How do people solve problems that they have not previously encountered? Most employ a version of means-ends analysis in which differences between a current problem-state and goal-state are identified and problem-solving operators are found to reduce those differences. There is no evidence that this strategy is teachable or learnable because we use it automatically. But domain-specific mathematical problem solving skills can be taught. How? One simple answer is by emphasizing worked examples of problem-solution strategies. There is now a large body of evidence showing that studying worked examples is a more effective and efficient way of learning to solve problems than simply practicing problem solving without reference to worked examples (Paas & van Gog, 2006). Studying worked examples interleaved with practice solving the type of problem described in the example reduces unnecessary working memory load that prevents the transfer of knowledge to long-term memory. The improvement in subsequent problem-solving performance after studying worked examples rather than solving problems is known as the worked example effect (Paas & van Gog).

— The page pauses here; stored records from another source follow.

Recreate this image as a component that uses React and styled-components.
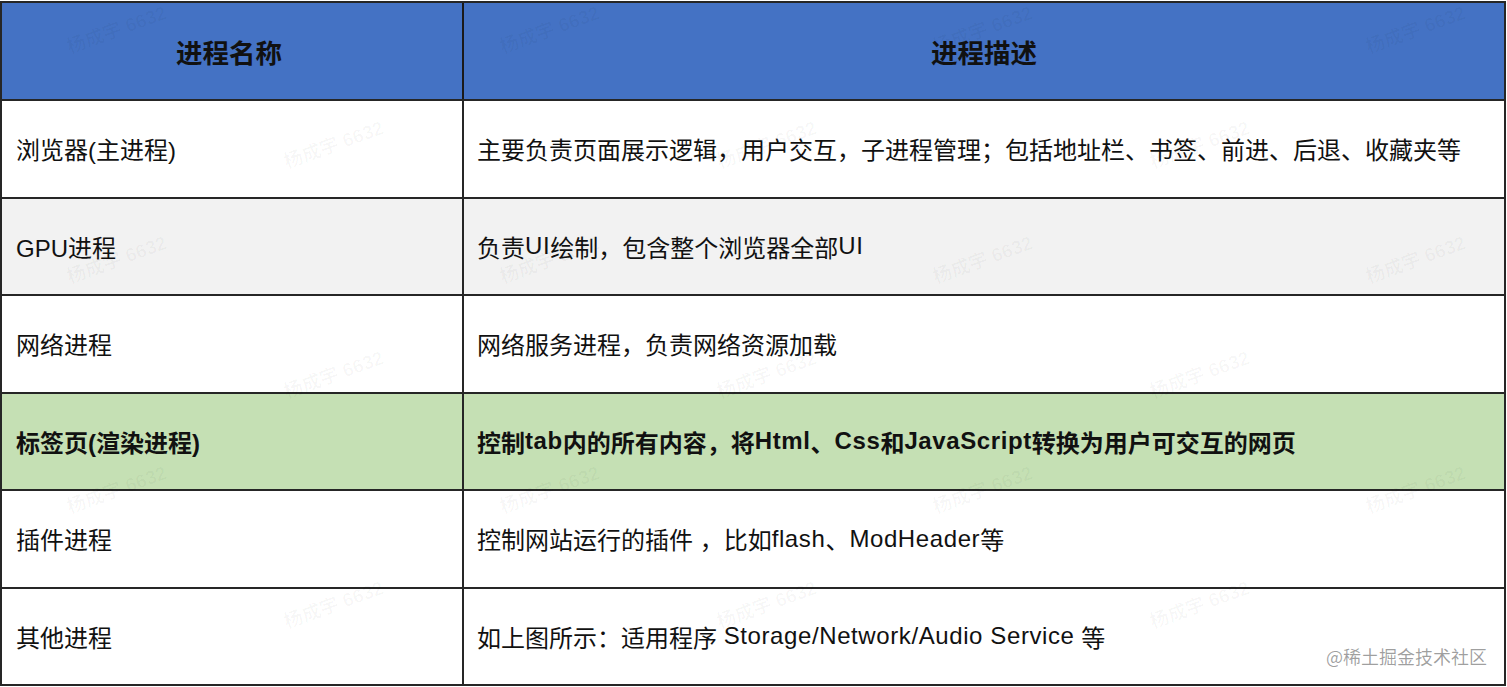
import React from "react";
import styled, { createGlobalStyle } from "styled-components";

const GlobalStyle = createGlobalStyle`
    html, body {
        margin : 0;
        padding : 0;
        background : #ffffff;
    }
    body {
        font-family : "Liberation Sans", "Noto Sans CJK SC", sans-serif;
        color : #000;
    }
`

const Page = styled.div`
    position : relative;
    width : 1507px;
    height : 687px;
    padding-top : 1px;
    box-sizing : border-box;
    overflow : hidden;
`

const Table = styled.div`
    width : 1506px;
    box-sizing : border-box;
    border : 2px solid #262626;
    display : flex;
    flex-direction : column;
`

const Row = styled.div`
    display : grid;
    grid-template-columns : 460px 1fr;
    height : ${props => props.$head ? "96px" : "95.5px"};
    background : ${props => props.$bg || "#ffffff"};
    border-top : ${props => props.$head ? "none" : "2px solid #262626"};
`

const Cell = styled.div`
    display : flex;
    align-items : center;
    padding-left : ${props => props.$right ? "13px" : "14px"};
    border-left : ${props => props.$right ? "2px solid #262626" : "none"};
    font-size : 24px;
    font-weight : ${props => props.$bold ? 700 : 400};
    color : #111;
    white-space : pre;
`

// latin runs render a touch wider in the source
const Latin = styled.span`
    letter-spacing : 0.6px;
`

const HeadCell = styled.div`
    display : flex;
    align-items : center;
    justify-content : center;
    padding-right : ${props => props.$right ? "0" : "6px"};
    border-left : ${props => props.$right ? "2px solid #1a1a1a" : "none"};
    font-size : 26.5px;
    font-weight : 700;
    color : #111;
`

const Watermark = styled.div`
    position : absolute;
    transform : translate(-50%, -50%) rotate(-20deg);
    font-size : 19px;
    font-weight : 700;
    color : rgba(0, 0, 0, 0.03);
    white-space : nowrap;
    pointer-events : none;
`

const Credit = styled.div`
    position : absolute;
    right : 20px;
    bottom : 18px;
    font-family : "Noto Sans CJK SC", sans-serif;
    font-size : 18px;
    color : rgba(0, 0, 0, 0.38);
    text-shadow : 0 0 2px #fff;
`

const rows = [
    { name : "浏览器(主进程)", desc : "主要负责页面展示逻辑，用户交互，子进程管理；包括地址栏、书签、前进、后退、收藏夹等" },
    { name : "GPU进程", desc : "负责UI绘制，包含整个浏览器全部UI", bg : "#f2f2f2" },
    { name : "网络进程", desc : "网络服务进程，负责网络资源加载" },
    { name : "标签页(渲染进程)", desc : "控制tab内的所有内容，将Html、Css和JavaScript转换为用户可交互的网页", bg : "#c5e0b4", bold : true },
    { name : "插件进程", desc : "控制网站运行的插件 ，比如flash、ModHeader等" },
    { name : "其他进程", desc : "如上图所示：适用程序 Storage/Network/Audio Service 等" },
]

const renderText = text =>
    text.split(/([A-Za-z][A-Za-z/ ]*[A-Za-z])/).map((part, i) =>
        i % 2 === 1 ? <Latin key={i}>{part}</Latin> : part
    )

// staggered watermark grid
const marks = []
const ys = [28, 143, 258, 373, 488, 603]
ys.forEach((y, i) => {
    const xs = i % 2 === 0 ? [116, 549, 982, 1415] : [333, 766, 1199]
    xs.forEach(x => marks.push({ x, y }))
})

const App = () => {
  return (
      <Page>
          <GlobalStyle/>
          <Table>
              <Row $head $bg="#4472c4">
                  <HeadCell>进程名称</HeadCell>
                  <HeadCell $right>进程描述</HeadCell>
              </Row>
              {rows.map(r => (
                  <Row key={r.name} $bg={r.bg}>
                      <Cell $bold={r.bold}>{r.name}</Cell>
                      <Cell $right $bold={r.bold}>{renderText(r.desc)}</Cell>
                  </Row>
              ))}
          </Table>
          {marks.map((m, i) => (
              <Watermark key={i} style={{ left : m.x, top : m.y }}>杨成宇 6632</Watermark>
          ))}
          <Credit>@稀土掘金技术社区</Credit>
      </Page>
  )
}

export default App
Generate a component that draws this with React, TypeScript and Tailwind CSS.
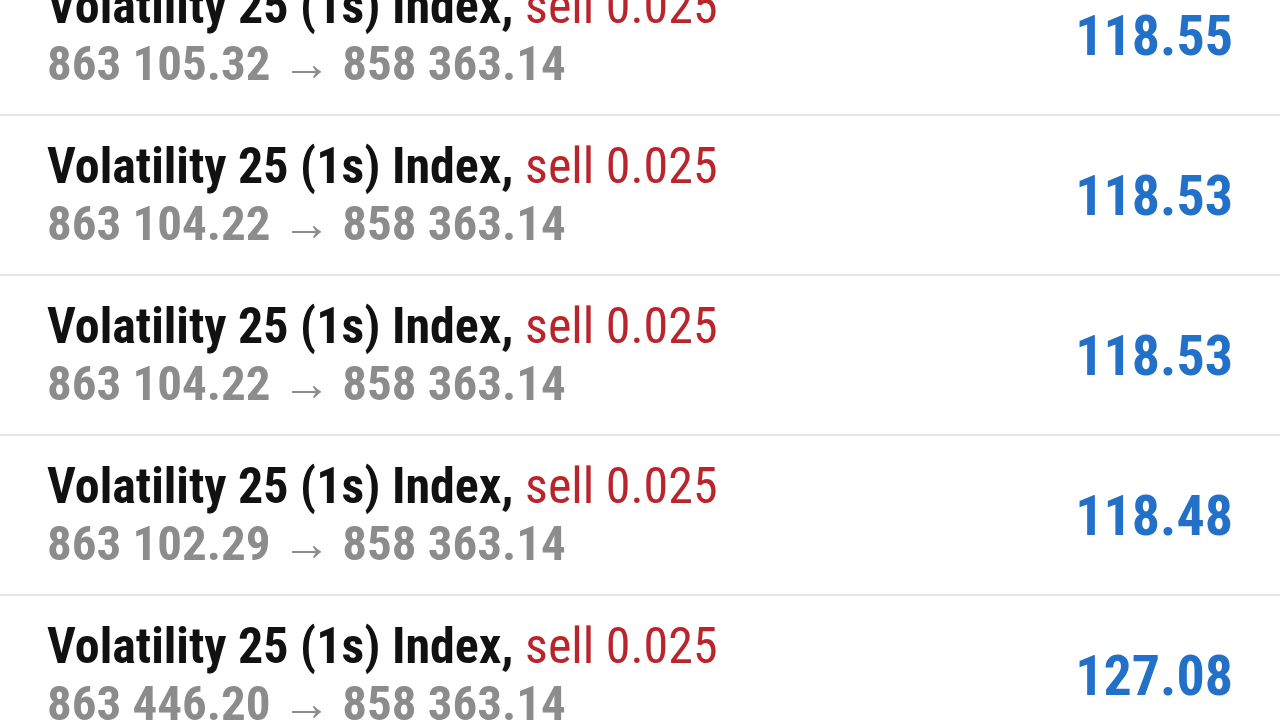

Whereas a lack of empirical evidence supporting the teaching of general problem-solving strategies in mathematics is telling, there is ample empirical evidence of the validity of the worked-example effect. A large number of randomized controlled experiments demonstrate this effect (e.g., Schwonke et al., 2009; Sweller & Cooper, 1985). For novice mathematics learners, the evidence is overwhelming that studying worked examples rather than solving the equivalent problems facilitates learning. Studying worked examples is a form of direct, explicit instruction that is vital in all curriculum areas, especially areas that many students find difficult and that are critical to modern societies. Mathematics is such a discipline. Minimal instructional guidance in mathematics leads to minimal learning (Kirschner, Sweller, & Clark, 2006).